* [Stated exercise]: Some lines in the records below may hold the word "this"; give the number of those lines and nothing else.
━━━━━ Data records
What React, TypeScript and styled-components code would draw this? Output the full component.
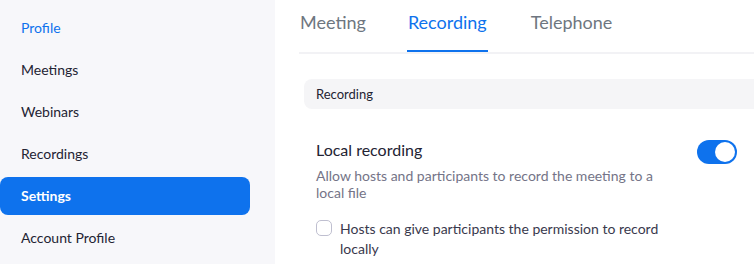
import styled, { createGlobalStyle } from 'styled-components';

const GlobalStyle = createGlobalStyle`
  body {
    margin: 0;
    font-family: Lato, 'Open Sans', sans-serif;
    background: #ffffff;
  }
`;

const Page = styled.div`
  display: flex;
  width: 754px;
  height: 264px;
  overflow: hidden;
`;

const Sidebar = styled.nav`
  width: 275px;
  flex-shrink: 0;
  background: #f7f7fa;
  padding-top: 9px;
  display: flex;
  flex-direction: column;
  gap: 4px;
  box-sizing: border-box;
`;

const NavItem = styled.a<{ $active?: boolean; $highlight?: boolean }>`
  display: flex;
  align-items: center;
  width: 250px;
  height: 38px;
  padding-left: 21px;
  padding-bottom: 1px;
  box-sizing: border-box;
  border-radius: 8px;
  font-size: 14px;
  font-weight: ${(p) => (p.$active ? 700 : 400)};
  color: ${(p) => (p.$active ? '#ffffff' : p.$highlight ? '#0e72ed' : '#232333')};
  background: ${(p) => (p.$active ? '#0e72ed' : 'transparent')};
  flex-shrink: 0;
`;

const Main = styled.main`
  flex: 1;
  min-width: 0;
  padding-left: 24px;
  overflow: hidden;
`;

const TabList = styled.div`
  display: flex;
  gap: 42px;
  border-bottom: 2px solid #f2f2f5;
  height: 52px;
`;

const Tab = styled.div<{ $active?: boolean }>`
  height: 52px;
  box-sizing: border-box;
  padding-top: 10px;
  font-size: 18px;
  line-height: 24px;
  color: ${(p) => (p.$active ? '#0e72ed' : '#6e7680')};
  border-bottom: 2px solid ${(p) => (p.$active ? '#0e72ed' : 'transparent')};
  margin-left: ${(p) => (p.$active ? '-1px' : '1px')};
  padding-left: ${(p) => (p.$active ? '1px' : '0')};
  padding-right: ${(p) => (p.$active ? '1px' : '0')};
`;

const SectionHeader = styled.div`
  margin: 25px -20px 0 5px;
  height: 30px;
  display: flex;
  align-items: center;
  padding-left: 12px;
  border-radius: 8px;
  background: #f5f5f7;
  font-size: 13px;
  color: #232333;
`;

const Setting = styled.section`
  padding: 30px 17px 0 17px;
  display: flex;
  justify-content: space-between;
  align-items: flex-start;
`;

const SettingText = styled.div`
  width: 360px;
`;

const SettingTitle = styled.div`
  font-size: 16px;
  line-height: 22px;
  color: #232333;
`;

const SettingDesc = styled.div`
  margin-top: 6px;
  font-size: 14px;
  line-height: 17px;
  color: #747487;
`;

const CheckRow = styled.label`
  display: flex;
  align-items: flex-start;
  gap: 8px;
  margin-top: 18px;
  font-size: 14px;
  line-height: 20px;
  color: #39394d;
`;

const CheckBox = styled.span`
  width: 16px;
  height: 16px;
  box-sizing: border-box;
  border: 1px solid #bfbfd0;
  border-radius: 5px;
  background: #ffffff;
  margin-top: 1px;
  flex-shrink: 0;
`;

const Toggle = styled.span<{ $on?: boolean }>`
  width: 40px;
  height: 24px;
  margin-top: 1px;
  border-radius: 12px;
  background: ${(p) => (p.$on ? '#0e72ed' : '#bfbfd0')};
  display: flex;
  align-items: center;
  justify-content: ${(p) => (p.$on ? 'flex-end' : 'flex-start')};
  padding: 0 2px;
  box-sizing: border-box;
  flex-shrink: 0;
`;

const Knob = styled.span`
  width: 20px;
  height: 20px;
  border-radius: 50%;
  background: #ffffff;
`;

const navItems = ['Profile', 'Meetings', 'Webinars', 'Recordings', 'Settings', 'Account Profile'];

export default function App() {
  return (
    <>
      <GlobalStyle />
      <Page>
        <Sidebar>
          {navItems.map((item) => (
            <NavItem key={item} $active={item === 'Settings'} $highlight={item === 'Profile'}>
              {item}
            </NavItem>
          ))}
        </Sidebar>
        <Main>
          <TabList>
            <Tab>Meeting</Tab>
            <Tab $active>Recording</Tab>
            <Tab>Telephone</Tab>
          </TabList>
          <SectionHeader>Recording</SectionHeader>
          <Setting>
            <SettingText>
              <SettingTitle>Local recording</SettingTitle>
              <SettingDesc>Allow hosts and participants to record the meeting to a local file</SettingDesc>
              <CheckRow>
                <CheckBox />
                <span>Hosts can give participants the permission to record locally</span>
              </CheckRow>
            </SettingText>
            <Toggle $on>
              <Knob />
            </Toggle>
          </Setting>
        </Main>
      </Page>
    </>
  );
}
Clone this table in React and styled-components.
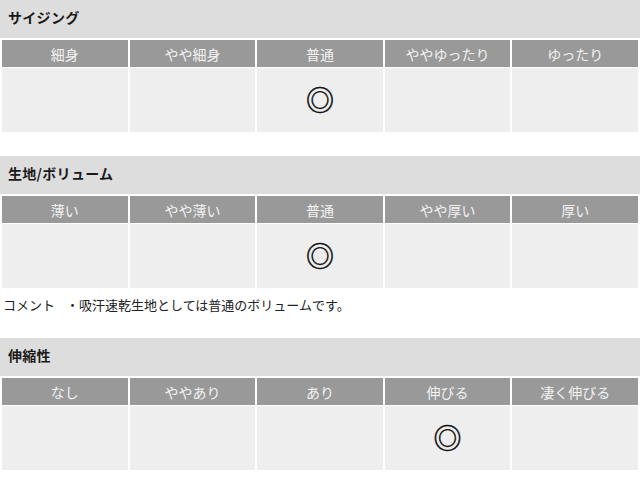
import React from "react";
import styled, { createGlobalStyle } from "styled-components";

const GlobalStyle = createGlobalStyle`
  html, body {
    margin: 0;
    padding: 0;
    background: #fff;
  }
  body {
    font-family: "Noto Sans CJK JP", "Noto Sans", sans-serif;
    color: #333;
  }
`;

const Page = styled.div`
  width: 640px;
  display: flex;
  flex-direction: column;
`;

const Section = styled.section`
  display: flex;
  flex-direction: column;
  margin-bottom: ${(p) => p.$gap || 0}px;
`;

const SectionTitle = styled.h3`
  margin: 0;
  height: 38px;
  display: flex;
  align-items: center;
  padding: 0 0 4px 8px;
  box-sizing: border-box;
  background: #dddddd;
  color: #1a1a1a;
  font-size: 14px;
  font-weight: bold;
  letter-spacing: 0.3px;
`;

const Table = styled.table`
  width: 640px;
  table-layout: fixed;
  border-collapse: separate;
  border-spacing: 2px 1px;
  padding: 1px 0;
`;

const HeadCell = styled.th`
  height: 27px;
  padding: 0;
  background: #999999;
  color: #f2f2f2;
  font-size: 14px;
  font-weight: normal;
  text-align: center;
  vertical-align: middle;
`;

const BodyCell = styled.td`
  height: 61px;
  padding: 0 0 3px;
  background: #eeeeee;
  text-align: center;
  vertical-align: middle;
  color: #111;
  font-size: 28px;
  line-height: 1;
  -webkit-text-stroke: 0.5px #111;
`;

const Comment = styled.p`
  margin: 0;
  padding: 6px 0 0 3px;
  height: 48px;
  box-sizing: border-box;
  font-size: 13px;
  line-height: 18px;
  color: #222;
  display: flex;
  gap: 11px;
`;

const sections = [
  {
    title: "サイジング",
    labels: ["細身", "やや細身", "普通", "ややゆったり", "ゆったり"],
    mark: 2,
    gap: 22,
  },
  {
    title: "生地/ボリューム",
    labels: ["薄い", "やや薄い", "普通", "やや厚い", "厚い"],
    mark: 2,
    comment: "・吸汗速乾生地としては普通のボリュームです。",
  },
  {
    title: "伸縮性",
    labels: ["なし", "ややあり", "あり", "伸びる", "凄く伸びる"],
    mark: 3,
  },
];

const RatingTable = ({ labels, mark }) => (
  <Table>
    <thead>
      <tr>
        {labels.map((l) => (
          <HeadCell key={l}>{l}</HeadCell>
        ))}
      </tr>
    </thead>
    <tbody>
      <tr>
        {labels.map((l, i) => (
          <BodyCell key={l}>{i === mark ? "◎" : ""}</BodyCell>
        ))}
      </tr>
    </tbody>
  </Table>
);

export default function App() {
  return (
    <>
      <GlobalStyle />
      <Page>
        {sections.map((s) => (
          <Section key={s.title} $gap={s.gap}>
            <SectionTitle>{s.title}</SectionTitle>
            <RatingTable labels={s.labels} mark={s.mark} />
            {s.comment && (
              <Comment>
                <span>コメント</span>
                <span>{s.comment}</span>
              </Comment>
            )}
          </Section>
        ))}
      </Page>
    </>
  );
}
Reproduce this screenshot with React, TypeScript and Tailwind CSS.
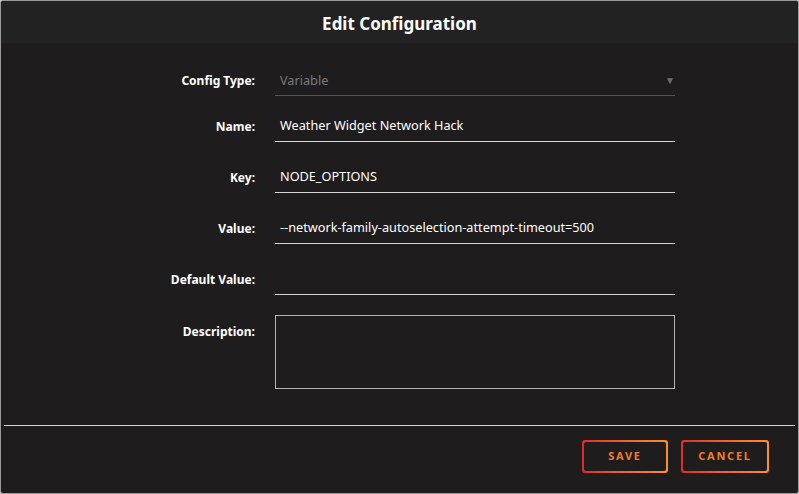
━━━━━━━━━━
* [Worked solution]: 3